<<<<

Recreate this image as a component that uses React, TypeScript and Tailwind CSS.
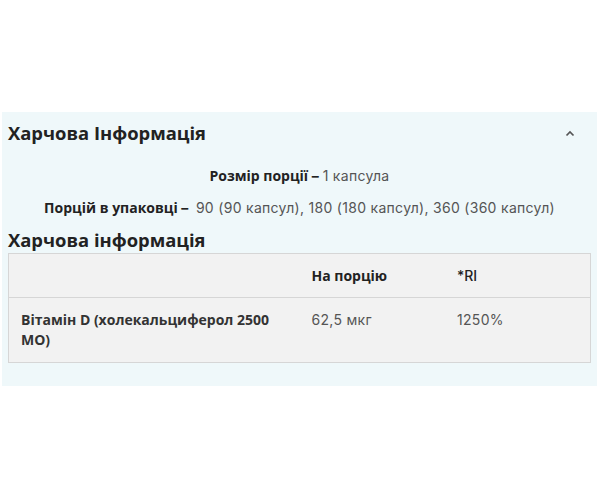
export default function App() {
  const val = { fontFamily: 'Inter, sans-serif' };
  return (
    <div className="w-[600px] h-[500px] bg-white pt-[112px] px-[2px]" style={{ fontFamily: '"Open Sans", sans-serif' }}>
      <div className="w-[595px] h-[274px] bg-[#eff8fa] px-[6px]">
        <div className="flex justify-between items-center h-[42px] pr-[16px]">
          <h2 className="text-[18.4px] font-bold text-[#222]">Харчова Інформація</h2>
          <svg width="10" height="7" viewBox="0 0 10 7" className="text-[#555]">
            <path d="M1.5 5.5 L5 2 L8.5 5.5" fill="none" stroke="currentColor" strokeWidth="1.7" />
          </svg>
        </div>
        <div className="flex flex-col items-center text-[14px] mt-[11px] gap-[11px]">
          <p className="text-[#555] tracking-[0.3px]" style={val}>
            <span className="font-bold text-[#222] tracking-normal" style={{ fontFamily: '"Open Sans", sans-serif' }}>Розмір порції</span>
            <span className="font-bold text-[#222]"> – </span>1 капсула
          </p>
          <p className="text-[#555] tracking-[0.3px]" style={val}>
            <span className="font-bold text-[#222] tracking-normal" style={{ fontFamily: '"Open Sans", sans-serif' }}>Порцій в упаковці</span>
            <span className="font-bold text-[#222]"> –&nbsp;&nbsp;</span>90 (90 капсул), 180 (180 капсул), 360 (360 капсул)
          </p>
        </div>
        <h3 className="text-[18.4px] font-bold text-[#222] mt-[9px] leading-[26px]">Харчова інформація</h3>
        <table className="w-[583px] border border-[#d6d6d6] bg-[#f2f2f2] text-[14px] border-collapse">
          <tbody>
            <tr className="h-[44px] border-b border-[#d6d6d6]">
              <td className="w-1/2 px-[12px]"></td>
              <td className="w-1/4 px-[12px] font-bold text-[#222]">На порцію</td>
              <td className="w-1/4 px-[12px] text-[#222] font-medium" style={val}>*RI</td>
            </tr>
            <tr className="h-[65px] align-top">
              <td className="px-[12px] pt-[12px] font-bold text-[#333] leading-[20px]">Вітамін D (холекальциферол 2500 МО)</td>
              <td className="px-[12px] pt-[12px] text-[#555] leading-[20px] tracking-[0.3px]" style={val}>62,5 мкг</td>
              <td className="px-[12px] pt-[12px] text-[#555] leading-[20px] tracking-[0.3px]" style={val}>1250%</td>
            </tr>
          </tbody>
        </table>
      </div>
    </div>
  );
}
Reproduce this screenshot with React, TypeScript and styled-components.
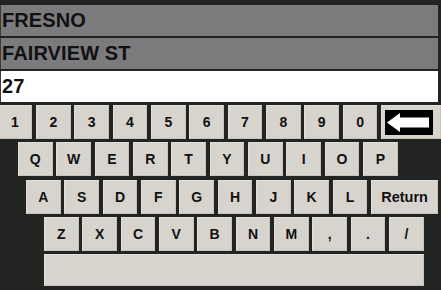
import React from "react";
import styled, { createGlobalStyle } from "styled-components";

const Global = createGlobalStyle`
  html, body { margin: 0; padding: 0; background: #222421; }
  #root { width: 441px; height: 290px; }
`;

const Screen = styled.div`
  width: 441px;
  height: 290px;
  overflow: hidden;
  background: #222421;
  display: flex;
  flex-direction: column;
  padding-top: 5px;
  box-sizing: border-box;
  font-family: "Liberation Sans", Arial, sans-serif;
`;

const Fields = styled.div`
  display: flex;
  flex-direction: column;
  gap: 2px;
  width: 438px;
`;

const Field = styled.div<{ $light?: boolean }>`
  height: 31px;
  background: ${(p) => (p.$light ? "#ffffff" : "#7b7a7d")};
  border-left: 1px solid #3a3a3a;
  display: flex;
  align-items: center;
  padding-left: 1px;
  font-size: 20px;
  font-weight: 700;
  color: #111111;
  letter-spacing: 0.1px;
`;

const Keyboard = styled.div`
  display: flex;
  flex-direction: column;
  gap: 3.25px;
  margin-top: 3px;
`;

const Row = styled.div<{ $indent: number }>`
  display: flex;
  gap: 3.85px;
  height: 34px;
  margin-left: ${(p) => p.$indent}px;
`;

const Key = styled.div<{ $w?: number }>`
  flex: none;
  width: ${(p) => p.$w ?? 34.5}px;
  height: 100%;
  background: #d7d4ce;
  box-shadow: inset 1px 1px 0 #e2e0db, inset -1px -1px 0 #c6c3bd;
  display: flex;
  align-items: center;
  justify-content: center;
  font-size: 14px;
  font-weight: 700;
  color: #111111;
  box-sizing: border-box;
`;

const SpaceRow = styled.div`
  display: flex;
  margin-left: 44px;
  height: 32px;
`;

const SpaceKey = styled(Key)`
  width: 379.5px;
`;

const BackKey = styled(Key)`
  justify-content: flex-start;
  align-items: flex-start;
  padding: 5px 0 0 4px;
`;

const Arrow = () => (
  <svg width="48" height="25" viewBox="0 0 48 25">
    <rect x="0" y="0" width="48" height="25" fill="#000" />
    <polygon
      points="2,12.5 15,3 15,7.5 44,7.5 44,17.5 15,17.5 15,22"
      fill="#fff"
    />
  </svg>
);

const row1 = ["1", "2", "3", "4", "5", "6", "7", "8", "9", "0"];
const row2 = ["Q", "W", "E", "R", "T", "Y", "U", "I", "O", "P"];
const row3 = ["A", "S", "D", "F", "G", "H", "J", "K", "L"];
const row4 = ["Z", "X", "C", "V", "B", "N", "M", ",", ".", "/"];

export default function App() {
  return (
    <>
      <Global />
      <Screen>
        <Fields>
          <Field>FRESNO</Field>
          <Field>FAIRVIEW ST</Field>
          <Field $light>27</Field>
        </Fields>
        <Keyboard>
          <Row $indent={-2.3}>
            {row1.map((k) => (
              <Key key={k}>{k}</Key>
            ))}
            <BackKey $w={60}>
              <Arrow />
            </BackKey>
          </Row>
          <Row $indent={18}>
            {row2.map((k) => (
              <Key key={k}>{k}</Key>
            ))}
          </Row>
          <Row $indent={26}>
            {row3.map((k) => (
              <Key key={k}>{k}</Key>
            ))}
            <Key $w={67}>
              <span style={{ fontSize: "14.5px" }}>Return</span>
            </Key>
          </Row>
          <Row $indent={44}>
            {row4.map((k) => (
              <Key key={k}>{k}</Key>
            ))}
          </Row>
          <SpaceRow>
            <SpaceKey />
          </SpaceRow>
        </Keyboard>
      </Screen>
    </>
  );
}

>>>>

- [Stated problem]
All of the records need repeating exactly, except for the pictures.

- [Final result]
Recreate this image as a component that uses React, TypeScript and Tailwind CSS.
export default function App() {
  const val = { fontFamily: 'Inter, sans-serif' };
  return (
    <div className="w-[600px] h-[500px] bg-white pt-[112px] px-[2px]" style={{ fontFamily: '"Open Sans", sans-serif' }}>
      <div className="w-[595px] h-[274px] bg-[#eff8fa] px-[6px]">
        <div className="flex justify-between items-center h-[42px] pr-[16px]">
          <h2 className="text-[18.4px] font-bold text-[#222]">Харчова Інформація</h2>
          <svg width="10" height="7" viewBox="0 0 10 7" className="text-[#555]">
            <path d="M1.5 5.5 L5 2 L8.5 5.5" fill="none" stroke="currentColor" strokeWidth="1.7" />
          </svg>
        </div>
        <div className="flex flex-col items-center text-[14px] mt-[11px] gap-[11px]">
          <p className="text-[#555] tracking-[0.3px]" style={val}>
            <span className="font-bold text-[#222] tracking-normal" style={{ fontFamily: '"Open Sans", sans-serif' }}>Розмір порції</span>
            <span className="font-bold text-[#222]"> – </span>1 капсула
          </p>
          <p className="text-[#555] tracking-[0.3px]" style={val}>
            <span className="font-bold text-[#222] tracking-normal" style={{ fontFamily: '"Open Sans", sans-serif' }}>Порцій в упаковці</span>
            <span className="font-bold text-[#222]"> –&nbsp;&nbsp;</span>90 (90 капсул), 180 (180 капсул), 360 (360 капсул)
          </p>
        </div>
        <h3 className="text-[18.4px] font-bold text-[#222] mt-[9px] leading-[26px]">Харчова інформація</h3>
        <table className="w-[583px] border border-[#d6d6d6] bg-[#f2f2f2] text-[14px] border-collapse">
          <tbody>
            <tr className="h-[44px] border-b border-[#d6d6d6]">
              <td className="w-1/2 px-[12px]"></td>
              <td className="w-1/4 px-[12px] font-bold text-[#222]">На порцію</td>
              <td className="w-1/4 px-[12px] text-[#222] font-medium" style={val}>*RI</td>
            </tr>
            <tr className="h-[65px] align-top">
              <td className="px-[12px] pt-[12px] font-bold text-[#333] leading-[20px]">Вітамін D (холекальциферол 2500 МО)</td>
              <td className="px-[12px] pt-[12px] text-[#555] leading-[20px] tracking-[0.3px]" style={val}>62,5 мкг</td>
              <td className="px-[12px] pt-[12px] text-[#555] leading-[20px] tracking-[0.3px]" style={val}>1250%</td>
            </tr>
          </tbody>
        </table>
      </div>
    </div>
  );
}
Reproduce this screenshot with React, TypeScript and styled-components.
import React from "react";
import styled, { createGlobalStyle } from "styled-components";

const Global = createGlobalStyle`
  html, body { margin: 0; padding: 0; background: #222421; }
  #root { width: 441px; height: 290px; }
`;

const Screen = styled.div`
  width: 441px;
  height: 290px;
  overflow: hidden;
  background: #222421;
  display: flex;
  flex-direction: column;
  padding-top: 5px;
  box-sizing: border-box;
  font-family: "Liberation Sans", Arial, sans-serif;
`;

const Fields = styled.div`
  display: flex;
  flex-direction: column;
  gap: 2px;
  width: 438px;
`;

const Field = styled.div<{ $light?: boolean }>`
  height: 31px;
  background: ${(p) => (p.$light ? "#ffffff" : "#7b7a7d")};
  border-left: 1px solid #3a3a3a;
  display: flex;
  align-items: center;
  padding-left: 1px;
  font-size: 20px;
  font-weight: 700;
  color: #111111;
  letter-spacing: 0.1px;
`;

const Keyboard = styled.div`
  display: flex;
  flex-direction: column;
  gap: 3.25px;
  margin-top: 3px;
`;

const Row = styled.div<{ $indent: number }>`
  display: flex;
  gap: 3.85px;
  height: 34px;
  margin-left: ${(p) => p.$indent}px;
`;

const Key = styled.div<{ $w?: number }>`
  flex: none;
  width: ${(p) => p.$w ?? 34.5}px;
  height: 100%;
  background: #d7d4ce;
  box-shadow: inset 1px 1px 0 #e2e0db, inset -1px -1px 0 #c6c3bd;
  display: flex;
  align-items: center;
  justify-content: center;
  font-size: 14px;
  font-weight: 700;
  color: #111111;
  box-sizing: border-box;
`;

const SpaceRow = styled.div`
  display: flex;
  margin-left: 44px;
  height: 32px;
`;

const SpaceKey = styled(Key)`
  width: 379.5px;
`;

const BackKey = styled(Key)`
  justify-content: flex-start;
  align-items: flex-start;
  padding: 5px 0 0 4px;
`;

const Arrow = () => (
  <svg width="48" height="25" viewBox="0 0 48 25">
    <rect x="0" y="0" width="48" height="25" fill="#000" />
    <polygon
      points="2,12.5 15,3 15,7.5 44,7.5 44,17.5 15,17.5 15,22"
      fill="#fff"
    />
  </svg>
);

const row1 = ["1", "2", "3", "4", "5", "6", "7", "8", "9", "0"];
const row2 = ["Q", "W", "E", "R", "T", "Y", "U", "I", "O", "P"];
const row3 = ["A", "S", "D", "F", "G", "H", "J", "K", "L"];
const row4 = ["Z", "X", "C", "V", "B", "N", "M", ",", ".", "/"];

export default function App() {
  return (
    <>
      <Global />
      <Screen>
        <Fields>
          <Field>FRESNO</Field>
          <Field>FAIRVIEW ST</Field>
          <Field $light>27</Field>
        </Fields>
        <Keyboard>
          <Row $indent={-2.3}>
            {row1.map((k) => (
              <Key key={k}>{k}</Key>
            ))}
            <BackKey $w={60}>
              <Arrow />
            </BackKey>
          </Row>
          <Row $indent={18}>
            {row2.map((k) => (
              <Key key={k}>{k}</Key>
            ))}
          </Row>
          <Row $indent={26}>
            {row3.map((k) => (
              <Key key={k}>{k}</Key>
            ))}
            <Key $w={67}>
              <span style={{ fontSize: "14.5px" }}>Return</span>
            </Key>
          </Row>
          <Row $indent={44}>
            {row4.map((k) => (
              <Key key={k}>{k}</Key>
            ))}
          </Row>
          <SpaceRow>
            <SpaceKey />
          </SpaceRow>
        </Keyboard>
      </Screen>
    </>
  );
}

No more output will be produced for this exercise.